Scenario. A logging library exposes Logger.Write(p []byte) that does one write(2) syscall per call. Profiling a service that logs 200k lines/sec shows 35% of CPU in the kernel — one syscall per line. A junior wants to "remove the Logger abstraction and write raw to the fd in the hot path."

Measurement / reasoning. A write(2) syscall costs ~1–3 µs (context switch + kernel work). At 200k/sec that is 200–600 ms/sec of CPU, i.e. 20–60% of a core, just in syscall overhead. Batching 64 lines into one 4 KB write cuts syscalls by ~64×, dropping syscall CPU to under 1%. The fix is buffering — and buffering is itself a clean abstraction.

Resolution This is the canonical "leaky-for-performance" case, and Go's standard library already shows the right shape: keep `io.Writer` as the simple default, and offer `bufio.Writer` as an *explicit, additive* fast path layered on top.
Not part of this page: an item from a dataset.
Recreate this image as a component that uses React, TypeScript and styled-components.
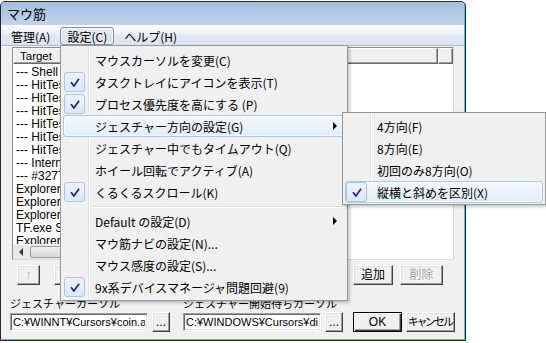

You do not break the abstraction; you stack a deeper one beside it.
// Simple default — correct, one syscall per write, fine for low volume.
logger := NewLogger(os.Stderr)

// Explicit fast path — same Writer interface, batches syscalls.
buffered := bufio.NewWriterSize(os.Stderr, 64*1024)
logger := NewLogger(buffered)
defer buffered.Flush() // the one new obligation the fast path imposes
The escape hatch is *opt-in* and *visible*: a caller who needs throughput reaches for `bufio.Writer`; everyone else keeps the simple path. Both satisfy `io.Writer`, so downstream code is unchanged. The cost the fast path exposes — you must `Flush` — is documented in the contract, not hidden. **Anti-pattern to avoid:** do not make every `Logger` secretly buffered and "smart." That hides a correctness-relevant decision (when do my logs actually reach disk?) from the caller and surprises the person debugging a crash whose last log line never flushed. Expose the fast path; don't smuggle it.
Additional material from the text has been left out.